**Exercise prompt**
Copy the data that follows, character for character, minus the pictures.

=== Dataset content ===

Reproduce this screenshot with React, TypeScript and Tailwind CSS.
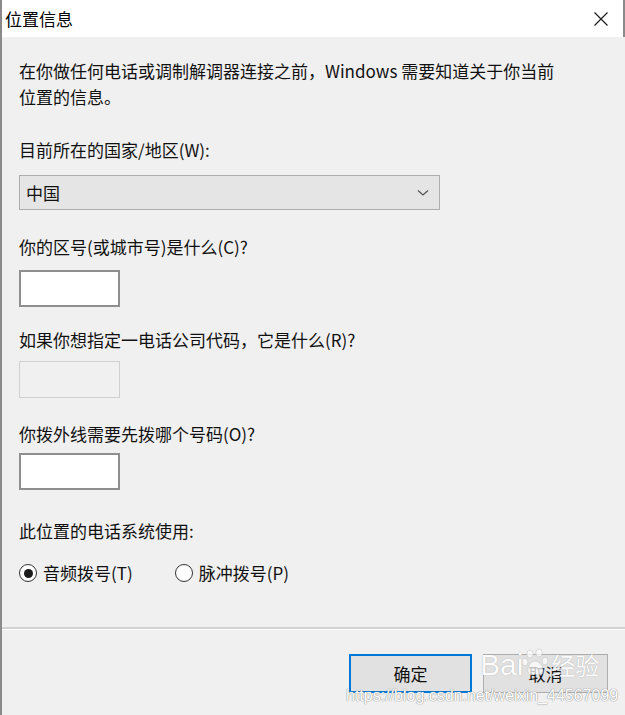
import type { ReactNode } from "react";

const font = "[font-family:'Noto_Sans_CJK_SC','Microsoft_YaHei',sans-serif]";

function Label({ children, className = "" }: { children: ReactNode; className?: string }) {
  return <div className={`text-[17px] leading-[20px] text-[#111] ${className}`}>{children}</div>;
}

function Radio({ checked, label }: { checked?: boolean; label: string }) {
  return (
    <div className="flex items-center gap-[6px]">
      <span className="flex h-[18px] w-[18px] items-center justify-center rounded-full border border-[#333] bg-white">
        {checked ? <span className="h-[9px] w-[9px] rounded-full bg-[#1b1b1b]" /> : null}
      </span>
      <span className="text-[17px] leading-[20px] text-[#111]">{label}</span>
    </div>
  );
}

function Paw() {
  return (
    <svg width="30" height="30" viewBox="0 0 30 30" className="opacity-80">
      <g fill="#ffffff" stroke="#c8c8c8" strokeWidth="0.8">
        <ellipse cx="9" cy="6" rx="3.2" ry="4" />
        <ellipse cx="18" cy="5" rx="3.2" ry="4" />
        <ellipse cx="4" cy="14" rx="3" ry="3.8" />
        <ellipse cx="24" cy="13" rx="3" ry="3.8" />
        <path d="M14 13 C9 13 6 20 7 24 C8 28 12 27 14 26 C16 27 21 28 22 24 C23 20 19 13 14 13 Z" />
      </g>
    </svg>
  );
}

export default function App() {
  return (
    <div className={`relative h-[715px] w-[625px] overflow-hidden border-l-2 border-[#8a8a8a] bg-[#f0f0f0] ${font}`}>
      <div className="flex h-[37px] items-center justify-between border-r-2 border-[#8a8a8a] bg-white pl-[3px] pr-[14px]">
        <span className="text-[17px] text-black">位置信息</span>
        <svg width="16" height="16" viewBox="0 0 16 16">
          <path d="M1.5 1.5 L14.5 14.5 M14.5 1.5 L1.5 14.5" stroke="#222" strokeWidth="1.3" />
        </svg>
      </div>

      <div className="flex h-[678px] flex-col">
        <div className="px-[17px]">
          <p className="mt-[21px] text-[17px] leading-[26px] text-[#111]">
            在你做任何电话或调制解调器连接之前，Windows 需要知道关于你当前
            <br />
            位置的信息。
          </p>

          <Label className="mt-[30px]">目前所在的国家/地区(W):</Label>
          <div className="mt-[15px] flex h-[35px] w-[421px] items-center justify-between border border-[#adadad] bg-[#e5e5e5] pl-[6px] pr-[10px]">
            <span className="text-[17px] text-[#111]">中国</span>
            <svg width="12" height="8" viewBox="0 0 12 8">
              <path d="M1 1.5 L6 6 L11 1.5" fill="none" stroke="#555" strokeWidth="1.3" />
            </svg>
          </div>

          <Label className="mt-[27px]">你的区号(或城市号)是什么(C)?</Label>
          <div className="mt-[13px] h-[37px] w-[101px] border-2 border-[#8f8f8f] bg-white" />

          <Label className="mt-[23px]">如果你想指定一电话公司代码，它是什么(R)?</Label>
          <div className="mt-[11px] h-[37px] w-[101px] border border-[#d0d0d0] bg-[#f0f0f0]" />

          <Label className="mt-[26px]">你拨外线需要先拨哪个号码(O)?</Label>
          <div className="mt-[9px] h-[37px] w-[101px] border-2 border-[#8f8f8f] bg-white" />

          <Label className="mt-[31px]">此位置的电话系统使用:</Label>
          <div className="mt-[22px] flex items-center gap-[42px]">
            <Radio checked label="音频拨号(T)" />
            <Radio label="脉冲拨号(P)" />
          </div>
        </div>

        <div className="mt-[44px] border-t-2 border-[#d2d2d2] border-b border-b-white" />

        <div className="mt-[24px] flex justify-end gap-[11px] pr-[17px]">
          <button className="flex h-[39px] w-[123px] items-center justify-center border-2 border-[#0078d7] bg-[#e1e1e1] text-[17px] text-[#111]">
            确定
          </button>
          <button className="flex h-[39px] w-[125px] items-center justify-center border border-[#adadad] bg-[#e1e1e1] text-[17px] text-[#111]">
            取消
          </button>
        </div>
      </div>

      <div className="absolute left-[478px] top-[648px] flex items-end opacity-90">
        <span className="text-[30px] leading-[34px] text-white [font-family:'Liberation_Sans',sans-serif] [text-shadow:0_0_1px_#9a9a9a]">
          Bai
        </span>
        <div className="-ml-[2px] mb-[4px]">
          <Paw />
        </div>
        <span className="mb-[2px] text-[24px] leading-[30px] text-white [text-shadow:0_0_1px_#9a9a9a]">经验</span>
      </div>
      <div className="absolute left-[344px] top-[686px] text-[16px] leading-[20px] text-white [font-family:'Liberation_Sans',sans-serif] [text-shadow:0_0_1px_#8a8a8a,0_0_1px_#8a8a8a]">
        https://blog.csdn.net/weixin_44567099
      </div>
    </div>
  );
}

===

**The output**
Reproduce this screenshot with React, TypeScript and Tailwind CSS.
import type { ReactNode } from "react";

const font = "[font-family:'Noto_Sans_CJK_SC','Microsoft_YaHei',sans-serif]";

function Label({ children, className = "" }: { children: ReactNode; className?: string }) {
  return <div className={`text-[17px] leading-[20px] text-[#111] ${className}`}>{children}</div>;
}

function Radio({ checked, label }: { checked?: boolean; label: string }) {
  return (
    <div className="flex items-center gap-[6px]">
      <span className="flex h-[18px] w-[18px] items-center justify-center rounded-full border border-[#333] bg-white">
        {checked ? <span className="h-[9px] w-[9px] rounded-full bg-[#1b1b1b]" /> : null}
      </span>
      <span className="text-[17px] leading-[20px] text-[#111]">{label}</span>
    </div>
  );
}

function Paw() {
  return (
    <svg width="30" height="30" viewBox="0 0 30 30" className="opacity-80">
      <g fill="#ffffff" stroke="#c8c8c8" strokeWidth="0.8">
        <ellipse cx="9" cy="6" rx="3.2" ry="4" />
        <ellipse cx="18" cy="5" rx="3.2" ry="4" />
        <ellipse cx="4" cy="14" rx="3" ry="3.8" />
        <ellipse cx="24" cy="13" rx="3" ry="3.8" />
        <path d="M14 13 C9 13 6 20 7 24 C8 28 12 27 14 26 C16 27 21 28 22 24 C23 20 19 13 14 13 Z" />
      </g>
    </svg>
  );
}

export default function App() {
  return (
    <div className={`relative h-[715px] w-[625px] overflow-hidden border-l-2 border-[#8a8a8a] bg-[#f0f0f0] ${font}`}>
      <div className="flex h-[37px] items-center justify-between border-r-2 border-[#8a8a8a] bg-white pl-[3px] pr-[14px]">
        <span className="text-[17px] text-black">位置信息</span>
        <svg width="16" height="16" viewBox="0 0 16 16">
          <path d="M1.5 1.5 L14.5 14.5 M14.5 1.5 L1.5 14.5" stroke="#222" strokeWidth="1.3" />
        </svg>
      </div>

      <div className="flex h-[678px] flex-col">
        <div className="px-[17px]">
          <p className="mt-[21px] text-[17px] leading-[26px] text-[#111]">
            在你做任何电话或调制解调器连接之前，Windows 需要知道关于你当前
            <br />
            位置的信息。
          </p>

          <Label className="mt-[30px]">目前所在的国家/地区(W):</Label>
          <div className="mt-[15px] flex h-[35px] w-[421px] items-center justify-between border border-[#adadad] bg-[#e5e5e5] pl-[6px] pr-[10px]">
            <span className="text-[17px] text-[#111]">中国</span>
            <svg width="12" height="8" viewBox="0 0 12 8">
              <path d="M1 1.5 L6 6 L11 1.5" fill="none" stroke="#555" strokeWidth="1.3" />
            </svg>
          </div>

          <Label className="mt-[27px]">你的区号(或城市号)是什么(C)?</Label>
          <div className="mt-[13px] h-[37px] w-[101px] border-2 border-[#8f8f8f] bg-white" />

          <Label className="mt-[23px]">如果你想指定一电话公司代码，它是什么(R)?</Label>
          <div className="mt-[11px] h-[37px] w-[101px] border border-[#d0d0d0] bg-[#f0f0f0]" />

          <Label className="mt-[26px]">你拨外线需要先拨哪个号码(O)?</Label>
          <div className="mt-[9px] h-[37px] w-[101px] border-2 border-[#8f8f8f] bg-white" />

          <Label className="mt-[31px]">此位置的电话系统使用:</Label>
          <div className="mt-[22px] flex items-center gap-[42px]">
            <Radio checked label="音频拨号(T)" />
            <Radio label="脉冲拨号(P)" />
          </div>
        </div>

        <div className="mt-[44px] border-t-2 border-[#d2d2d2] border-b border-b-white" />

        <div className="mt-[24px] flex justify-end gap-[11px] pr-[17px]">
          <button className="flex h-[39px] w-[123px] items-center justify-center border-2 border-[#0078d7] bg-[#e1e1e1] text-[17px] text-[#111]">
            确定
          </button>
          <button className="flex h-[39px] w-[125px] items-center justify-center border border-[#adadad] bg-[#e1e1e1] text-[17px] text-[#111]">
            取消
          </button>
        </div>
      </div>

      <div className="absolute left-[478px] top-[648px] flex items-end opacity-90">
        <span className="text-[30px] leading-[34px] text-white [font-family:'Liberation_Sans',sans-serif] [text-shadow:0_0_1px_#9a9a9a]">
          Bai
        </span>
        <div className="-ml-[2px] mb-[4px]">
          <Paw />
        </div>
        <span className="mb-[2px] text-[24px] leading-[30px] text-white [text-shadow:0_0_1px_#9a9a9a]">经验</span>
      </div>
      <div className="absolute left-[344px] top-[686px] text-[16px] leading-[20px] text-white [font-family:'Liberation_Sans',sans-serif] [text-shadow:0_0_1px_#8a8a8a,0_0_1px_#8a8a8a]">
        https://blog.csdn.net/weixin_44567099
      </div>
    </div>
  );
}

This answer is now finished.